= Robert Gookin =

Robert Gookin of Courtmacsherry (died 1666/7), was an Anglo-Irishman who served as a captain in the English Parliamentary army in Ireland, and received grants of land in Ireland.

==Biography==
Gookin was the younger son of Sir Vincent Gookin and his first wife Mary Wood.

Gookin served in Ireland during the Irish Confederate Wars for the Royalist cause, and the Cromwellian conquest of Ireland for the English Parliament, taking a prominent part in the defection of the Munster forces in 1648, and being actively engaged in the surrender of Bandon in the following year. In 1652, in pursuance of an agreement with the commissioners of the parliament, he fortified the abbey of Rosscarbery, County Cork, for which he afterwards claimed and received compensation.
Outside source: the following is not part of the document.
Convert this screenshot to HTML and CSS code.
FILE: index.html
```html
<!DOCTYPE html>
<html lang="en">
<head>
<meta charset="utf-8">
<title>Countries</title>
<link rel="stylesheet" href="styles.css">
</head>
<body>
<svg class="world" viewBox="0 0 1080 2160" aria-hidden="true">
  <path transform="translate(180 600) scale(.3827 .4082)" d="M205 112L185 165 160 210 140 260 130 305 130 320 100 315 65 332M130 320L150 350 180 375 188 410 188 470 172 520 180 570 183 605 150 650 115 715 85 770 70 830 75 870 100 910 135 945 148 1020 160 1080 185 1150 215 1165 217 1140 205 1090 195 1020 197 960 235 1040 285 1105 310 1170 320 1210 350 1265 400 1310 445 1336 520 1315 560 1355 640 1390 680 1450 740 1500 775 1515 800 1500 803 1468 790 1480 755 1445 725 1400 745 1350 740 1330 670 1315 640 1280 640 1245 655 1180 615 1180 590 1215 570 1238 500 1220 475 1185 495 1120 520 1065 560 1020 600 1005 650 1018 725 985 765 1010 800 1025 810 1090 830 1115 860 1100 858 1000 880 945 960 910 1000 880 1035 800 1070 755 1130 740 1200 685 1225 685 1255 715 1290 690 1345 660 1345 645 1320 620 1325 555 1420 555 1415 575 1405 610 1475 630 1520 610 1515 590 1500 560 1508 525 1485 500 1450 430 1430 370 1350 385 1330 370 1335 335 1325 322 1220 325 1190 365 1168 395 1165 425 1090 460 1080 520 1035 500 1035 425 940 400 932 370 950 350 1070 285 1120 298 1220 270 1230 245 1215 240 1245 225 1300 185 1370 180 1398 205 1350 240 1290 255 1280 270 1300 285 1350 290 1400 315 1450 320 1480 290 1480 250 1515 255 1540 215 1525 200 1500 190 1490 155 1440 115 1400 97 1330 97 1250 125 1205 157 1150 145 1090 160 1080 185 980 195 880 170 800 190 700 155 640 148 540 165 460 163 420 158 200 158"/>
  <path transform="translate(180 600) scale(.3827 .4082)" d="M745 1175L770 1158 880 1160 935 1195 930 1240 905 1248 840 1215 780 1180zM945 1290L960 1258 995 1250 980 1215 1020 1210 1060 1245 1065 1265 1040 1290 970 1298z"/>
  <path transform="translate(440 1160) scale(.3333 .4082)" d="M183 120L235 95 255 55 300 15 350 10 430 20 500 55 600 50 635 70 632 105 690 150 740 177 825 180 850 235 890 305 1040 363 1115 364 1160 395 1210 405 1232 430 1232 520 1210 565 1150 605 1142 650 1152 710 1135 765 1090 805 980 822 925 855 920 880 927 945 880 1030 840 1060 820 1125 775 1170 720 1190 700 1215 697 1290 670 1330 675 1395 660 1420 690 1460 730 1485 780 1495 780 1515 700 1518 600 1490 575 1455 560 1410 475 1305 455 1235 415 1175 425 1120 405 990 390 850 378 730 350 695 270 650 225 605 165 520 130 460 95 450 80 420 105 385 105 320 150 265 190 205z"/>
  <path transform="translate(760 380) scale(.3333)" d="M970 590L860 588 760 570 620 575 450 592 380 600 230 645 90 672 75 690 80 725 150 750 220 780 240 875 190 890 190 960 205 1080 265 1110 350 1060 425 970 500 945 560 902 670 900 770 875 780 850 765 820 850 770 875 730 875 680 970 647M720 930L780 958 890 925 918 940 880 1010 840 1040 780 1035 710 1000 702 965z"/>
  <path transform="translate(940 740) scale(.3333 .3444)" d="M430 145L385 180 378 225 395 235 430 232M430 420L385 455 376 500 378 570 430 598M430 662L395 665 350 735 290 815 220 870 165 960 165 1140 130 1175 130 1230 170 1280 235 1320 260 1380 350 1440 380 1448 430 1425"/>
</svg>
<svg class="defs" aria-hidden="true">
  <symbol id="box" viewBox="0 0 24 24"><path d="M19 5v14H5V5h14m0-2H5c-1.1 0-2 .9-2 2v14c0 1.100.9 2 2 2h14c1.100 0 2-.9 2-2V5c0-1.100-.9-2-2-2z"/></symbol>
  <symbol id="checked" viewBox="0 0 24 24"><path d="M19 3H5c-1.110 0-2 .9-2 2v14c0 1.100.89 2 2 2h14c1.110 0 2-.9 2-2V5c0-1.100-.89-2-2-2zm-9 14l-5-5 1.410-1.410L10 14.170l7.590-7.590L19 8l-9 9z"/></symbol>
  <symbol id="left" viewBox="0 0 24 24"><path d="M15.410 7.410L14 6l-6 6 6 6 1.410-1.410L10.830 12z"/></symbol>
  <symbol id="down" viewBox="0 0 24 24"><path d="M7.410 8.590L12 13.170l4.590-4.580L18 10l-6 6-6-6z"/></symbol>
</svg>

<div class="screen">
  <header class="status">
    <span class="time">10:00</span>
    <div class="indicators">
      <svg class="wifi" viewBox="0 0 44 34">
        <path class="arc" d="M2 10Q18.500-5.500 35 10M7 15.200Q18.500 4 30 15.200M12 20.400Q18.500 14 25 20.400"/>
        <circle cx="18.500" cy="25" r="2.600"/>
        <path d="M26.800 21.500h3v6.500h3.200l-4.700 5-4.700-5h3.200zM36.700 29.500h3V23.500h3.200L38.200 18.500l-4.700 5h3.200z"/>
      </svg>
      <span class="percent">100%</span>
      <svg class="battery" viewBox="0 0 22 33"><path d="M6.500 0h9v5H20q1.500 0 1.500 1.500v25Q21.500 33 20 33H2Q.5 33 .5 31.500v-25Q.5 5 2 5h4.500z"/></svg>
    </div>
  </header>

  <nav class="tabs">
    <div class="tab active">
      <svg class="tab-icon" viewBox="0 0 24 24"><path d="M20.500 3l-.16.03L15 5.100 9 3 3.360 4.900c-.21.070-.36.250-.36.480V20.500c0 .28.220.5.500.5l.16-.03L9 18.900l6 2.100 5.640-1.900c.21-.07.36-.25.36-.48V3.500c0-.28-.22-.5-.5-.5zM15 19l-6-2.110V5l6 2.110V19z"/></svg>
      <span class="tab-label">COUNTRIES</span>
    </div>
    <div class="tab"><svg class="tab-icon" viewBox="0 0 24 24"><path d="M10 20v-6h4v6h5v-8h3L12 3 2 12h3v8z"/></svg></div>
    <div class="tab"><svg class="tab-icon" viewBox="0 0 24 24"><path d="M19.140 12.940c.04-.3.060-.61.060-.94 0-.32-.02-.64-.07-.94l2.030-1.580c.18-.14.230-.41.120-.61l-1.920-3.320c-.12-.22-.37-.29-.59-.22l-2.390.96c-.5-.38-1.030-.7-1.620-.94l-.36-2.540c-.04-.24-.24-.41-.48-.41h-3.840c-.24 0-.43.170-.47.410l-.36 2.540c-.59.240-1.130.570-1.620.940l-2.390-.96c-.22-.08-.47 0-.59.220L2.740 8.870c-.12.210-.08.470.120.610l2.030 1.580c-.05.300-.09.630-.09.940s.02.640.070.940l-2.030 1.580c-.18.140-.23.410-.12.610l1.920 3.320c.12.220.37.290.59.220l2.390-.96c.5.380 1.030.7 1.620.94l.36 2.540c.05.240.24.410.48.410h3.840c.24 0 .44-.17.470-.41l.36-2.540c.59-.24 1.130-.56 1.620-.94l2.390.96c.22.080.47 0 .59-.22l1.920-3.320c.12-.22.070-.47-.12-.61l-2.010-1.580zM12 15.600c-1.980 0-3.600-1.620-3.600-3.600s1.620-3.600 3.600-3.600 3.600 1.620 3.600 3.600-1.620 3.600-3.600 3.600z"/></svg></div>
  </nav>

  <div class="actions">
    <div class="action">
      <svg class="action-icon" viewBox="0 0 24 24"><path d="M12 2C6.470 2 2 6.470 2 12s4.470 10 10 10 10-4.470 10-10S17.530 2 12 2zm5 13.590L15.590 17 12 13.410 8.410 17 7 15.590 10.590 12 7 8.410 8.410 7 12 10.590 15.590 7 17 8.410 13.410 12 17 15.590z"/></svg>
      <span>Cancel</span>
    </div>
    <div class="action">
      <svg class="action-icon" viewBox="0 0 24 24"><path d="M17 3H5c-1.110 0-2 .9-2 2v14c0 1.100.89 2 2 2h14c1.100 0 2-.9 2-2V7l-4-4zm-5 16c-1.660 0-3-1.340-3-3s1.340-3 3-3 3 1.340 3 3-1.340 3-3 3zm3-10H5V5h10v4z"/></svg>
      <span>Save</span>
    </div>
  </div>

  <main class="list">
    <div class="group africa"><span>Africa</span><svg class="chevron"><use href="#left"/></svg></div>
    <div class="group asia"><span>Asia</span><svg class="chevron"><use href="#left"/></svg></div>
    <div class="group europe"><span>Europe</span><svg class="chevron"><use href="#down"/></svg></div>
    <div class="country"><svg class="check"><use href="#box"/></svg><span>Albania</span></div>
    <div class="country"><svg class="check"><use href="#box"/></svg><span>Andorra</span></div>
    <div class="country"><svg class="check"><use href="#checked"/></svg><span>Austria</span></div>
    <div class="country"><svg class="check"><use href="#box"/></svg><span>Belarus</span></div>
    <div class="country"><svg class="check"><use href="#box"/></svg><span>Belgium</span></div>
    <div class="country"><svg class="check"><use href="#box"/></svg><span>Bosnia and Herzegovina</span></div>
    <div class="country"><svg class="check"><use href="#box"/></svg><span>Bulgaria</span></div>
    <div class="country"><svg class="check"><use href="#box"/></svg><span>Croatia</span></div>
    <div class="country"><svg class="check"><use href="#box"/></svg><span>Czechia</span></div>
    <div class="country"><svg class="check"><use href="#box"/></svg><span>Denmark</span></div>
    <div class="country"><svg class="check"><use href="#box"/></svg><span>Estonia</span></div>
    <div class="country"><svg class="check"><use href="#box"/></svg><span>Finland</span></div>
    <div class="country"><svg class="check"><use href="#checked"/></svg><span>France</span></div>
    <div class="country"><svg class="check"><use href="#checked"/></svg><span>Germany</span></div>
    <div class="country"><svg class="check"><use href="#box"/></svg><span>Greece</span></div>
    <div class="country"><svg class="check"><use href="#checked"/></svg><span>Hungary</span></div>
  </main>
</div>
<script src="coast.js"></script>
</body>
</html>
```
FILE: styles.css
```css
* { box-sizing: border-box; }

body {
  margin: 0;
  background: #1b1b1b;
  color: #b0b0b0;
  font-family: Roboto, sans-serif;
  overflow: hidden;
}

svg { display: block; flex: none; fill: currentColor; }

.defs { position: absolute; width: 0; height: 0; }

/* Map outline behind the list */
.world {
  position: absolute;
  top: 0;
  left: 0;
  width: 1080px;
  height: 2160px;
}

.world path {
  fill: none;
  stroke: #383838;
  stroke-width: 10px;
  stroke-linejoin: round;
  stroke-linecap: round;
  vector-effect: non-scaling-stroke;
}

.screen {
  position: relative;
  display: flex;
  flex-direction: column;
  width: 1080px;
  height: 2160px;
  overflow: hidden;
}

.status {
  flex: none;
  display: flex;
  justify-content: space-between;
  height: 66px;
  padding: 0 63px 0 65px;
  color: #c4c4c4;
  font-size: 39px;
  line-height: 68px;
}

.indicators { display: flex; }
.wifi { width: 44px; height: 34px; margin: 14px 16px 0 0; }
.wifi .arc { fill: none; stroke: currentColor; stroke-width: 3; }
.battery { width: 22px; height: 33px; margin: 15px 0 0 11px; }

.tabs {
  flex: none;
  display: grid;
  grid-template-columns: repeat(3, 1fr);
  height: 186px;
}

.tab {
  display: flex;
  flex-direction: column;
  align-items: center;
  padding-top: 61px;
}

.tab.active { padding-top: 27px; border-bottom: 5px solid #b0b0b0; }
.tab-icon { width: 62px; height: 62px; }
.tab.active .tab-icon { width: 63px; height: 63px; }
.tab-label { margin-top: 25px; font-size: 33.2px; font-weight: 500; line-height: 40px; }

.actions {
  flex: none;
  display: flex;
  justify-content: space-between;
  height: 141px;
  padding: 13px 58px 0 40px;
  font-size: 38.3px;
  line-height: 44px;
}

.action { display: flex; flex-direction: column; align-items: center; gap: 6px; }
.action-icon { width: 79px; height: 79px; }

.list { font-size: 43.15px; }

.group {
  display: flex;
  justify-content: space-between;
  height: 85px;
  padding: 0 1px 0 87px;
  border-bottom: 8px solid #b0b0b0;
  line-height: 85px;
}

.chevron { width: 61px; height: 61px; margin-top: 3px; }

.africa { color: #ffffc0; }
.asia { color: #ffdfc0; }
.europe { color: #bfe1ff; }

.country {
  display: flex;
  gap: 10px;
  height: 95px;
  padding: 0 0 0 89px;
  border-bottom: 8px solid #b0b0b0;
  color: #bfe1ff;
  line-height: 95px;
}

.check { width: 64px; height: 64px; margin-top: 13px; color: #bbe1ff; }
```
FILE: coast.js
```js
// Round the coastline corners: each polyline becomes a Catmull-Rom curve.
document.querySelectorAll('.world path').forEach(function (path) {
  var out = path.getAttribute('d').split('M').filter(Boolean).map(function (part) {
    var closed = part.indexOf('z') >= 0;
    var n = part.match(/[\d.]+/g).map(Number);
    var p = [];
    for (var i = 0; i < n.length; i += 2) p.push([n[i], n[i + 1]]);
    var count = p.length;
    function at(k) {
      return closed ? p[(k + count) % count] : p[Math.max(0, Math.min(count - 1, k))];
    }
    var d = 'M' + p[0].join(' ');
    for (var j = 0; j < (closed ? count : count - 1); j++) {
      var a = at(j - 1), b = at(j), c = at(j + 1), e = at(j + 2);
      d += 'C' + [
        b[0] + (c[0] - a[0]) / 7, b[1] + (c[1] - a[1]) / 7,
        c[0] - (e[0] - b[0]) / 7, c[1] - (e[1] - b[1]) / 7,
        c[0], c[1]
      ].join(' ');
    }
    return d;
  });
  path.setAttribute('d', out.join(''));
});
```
Under the Commonwealth he received considerable grants of forfeited land, which, in order to secure at the approach of the Restoration of Charles II, he conveyed to the 1st Earl of Orrery, taking a lease of them for one hundred years. He died in late 1666 or early 1667

==Family==
Gookin married Dorothy, who subsequently married Randal Clayton, son of Sir Randal Clayton of Thelwall, Cheshire. Gookin and Dorothy had two sons Vincent and Robert and two daughters Anne and Mary. His elder brother Vincent Gookin (1616?-1659), was surveyor-general of Ireland during the Interregnum.